» Written problem
Provide an exact copy of the data, excluding the images.
━━━━━ Raw data
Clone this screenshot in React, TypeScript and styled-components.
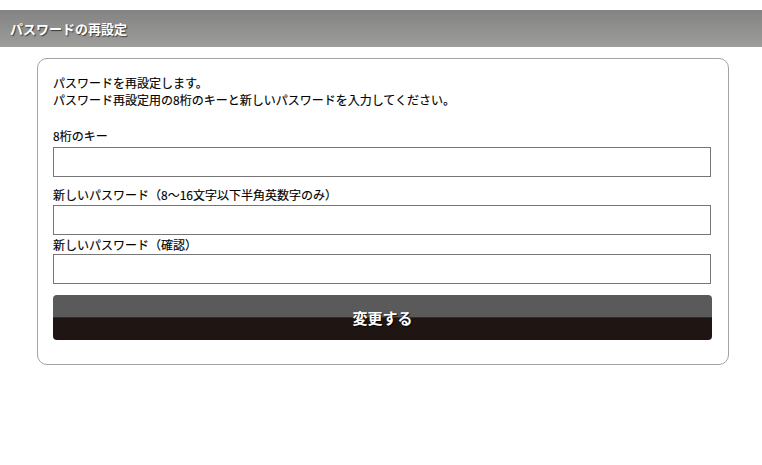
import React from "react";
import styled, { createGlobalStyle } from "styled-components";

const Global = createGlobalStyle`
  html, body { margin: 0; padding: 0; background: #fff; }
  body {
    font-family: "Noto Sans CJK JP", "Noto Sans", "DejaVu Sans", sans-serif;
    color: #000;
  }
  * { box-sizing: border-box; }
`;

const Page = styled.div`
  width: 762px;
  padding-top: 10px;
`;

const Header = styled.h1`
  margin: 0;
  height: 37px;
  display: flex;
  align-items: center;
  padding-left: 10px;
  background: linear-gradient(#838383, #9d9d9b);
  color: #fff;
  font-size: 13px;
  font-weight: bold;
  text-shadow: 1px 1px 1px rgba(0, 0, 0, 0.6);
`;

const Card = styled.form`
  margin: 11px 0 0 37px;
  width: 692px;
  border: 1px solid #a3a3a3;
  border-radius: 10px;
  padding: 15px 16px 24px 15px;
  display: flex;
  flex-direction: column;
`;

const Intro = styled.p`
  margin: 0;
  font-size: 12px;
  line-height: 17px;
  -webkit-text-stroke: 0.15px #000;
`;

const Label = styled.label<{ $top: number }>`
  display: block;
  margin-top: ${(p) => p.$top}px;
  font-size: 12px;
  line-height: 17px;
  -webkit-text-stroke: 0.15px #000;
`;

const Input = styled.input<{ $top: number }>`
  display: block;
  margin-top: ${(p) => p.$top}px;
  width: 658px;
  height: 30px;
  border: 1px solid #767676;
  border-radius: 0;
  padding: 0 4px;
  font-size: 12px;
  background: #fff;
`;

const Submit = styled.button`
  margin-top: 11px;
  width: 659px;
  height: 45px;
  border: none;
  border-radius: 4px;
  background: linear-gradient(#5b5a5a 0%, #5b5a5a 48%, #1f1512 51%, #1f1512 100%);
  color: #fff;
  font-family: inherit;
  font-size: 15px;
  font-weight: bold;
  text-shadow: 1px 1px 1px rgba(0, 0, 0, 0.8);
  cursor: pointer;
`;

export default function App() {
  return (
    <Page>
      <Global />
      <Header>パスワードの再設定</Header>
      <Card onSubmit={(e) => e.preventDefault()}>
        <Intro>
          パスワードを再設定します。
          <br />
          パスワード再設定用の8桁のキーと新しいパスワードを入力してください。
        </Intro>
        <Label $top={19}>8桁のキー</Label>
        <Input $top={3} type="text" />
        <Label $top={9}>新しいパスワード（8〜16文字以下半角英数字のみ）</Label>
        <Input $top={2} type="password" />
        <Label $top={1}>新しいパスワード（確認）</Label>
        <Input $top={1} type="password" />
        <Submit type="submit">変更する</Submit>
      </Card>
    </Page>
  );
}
━━━━━━━━━━
» Complete answer
Clone this screenshot in React, TypeScript and styled-components.
import React from "react";
import styled, { createGlobalStyle } from "styled-components";

const Global = createGlobalStyle`
  html, body { margin: 0; padding: 0; background: #fff; }
  body {
    font-family: "Noto Sans CJK JP", "Noto Sans", "DejaVu Sans", sans-serif;
    color: #000;
  }
  * { box-sizing: border-box; }
`;

const Page = styled.div`
  width: 762px;
  padding-top: 10px;
`;

const Header = styled.h1`
  margin: 0;
  height: 37px;
  display: flex;
  align-items: center;
  padding-left: 10px;
  background: linear-gradient(#838383, #9d9d9b);
  color: #fff;
  font-size: 13px;
  font-weight: bold;
  text-shadow: 1px 1px 1px rgba(0, 0, 0, 0.6);
`;

const Card = styled.form`
  margin: 11px 0 0 37px;
  width: 692px;
  border: 1px solid #a3a3a3;
  border-radius: 10px;
  padding: 15px 16px 24px 15px;
  display: flex;
  flex-direction: column;
`;

const Intro = styled.p`
  margin: 0;
  font-size: 12px;
  line-height: 17px;
  -webkit-text-stroke: 0.15px #000;
`;

const Label = styled.label<{ $top: number }>`
  display: block;
  margin-top: ${(p) => p.$top}px;
  font-size: 12px;
  line-height: 17px;
  -webkit-text-stroke: 0.15px #000;
`;

const Input = styled.input<{ $top: number }>`
  display: block;
  margin-top: ${(p) => p.$top}px;
  width: 658px;
  height: 30px;
  border: 1px solid #767676;
  border-radius: 0;
  padding: 0 4px;
  font-size: 12px;
  background: #fff;
`;

const Submit = styled.button`
  margin-top: 11px;
  width: 659px;
  height: 45px;
  border: none;
  border-radius: 4px;
  background: linear-gradient(#5b5a5a 0%, #5b5a5a 48%, #1f1512 51%, #1f1512 100%);
  color: #fff;
  font-family: inherit;
  font-size: 15px;
  font-weight: bold;
  text-shadow: 1px 1px 1px rgba(0, 0, 0, 0.8);
  cursor: pointer;
`;

export default function App() {
  return (
    <Page>
      <Global />
      <Header>パスワードの再設定</Header>
      <Card onSubmit={(e) => e.preventDefault()}>
        <Intro>
          パスワードを再設定します。
          <br />
          パスワード再設定用の8桁のキーと新しいパスワードを入力してください。
        </Intro>
        <Label $top={19}>8桁のキー</Label>
        <Input $top={3} type="text" />
        <Label $top={9}>新しいパスワード（8〜16文字以下半角英数字のみ）</Label>
        <Input $top={2} type="password" />
        <Label $top={1}>新しいパスワード（確認）</Label>
        <Input $top={1} type="password" />
        <Submit type="submit">変更する</Submit>
      </Card>
    </Page>
  );
}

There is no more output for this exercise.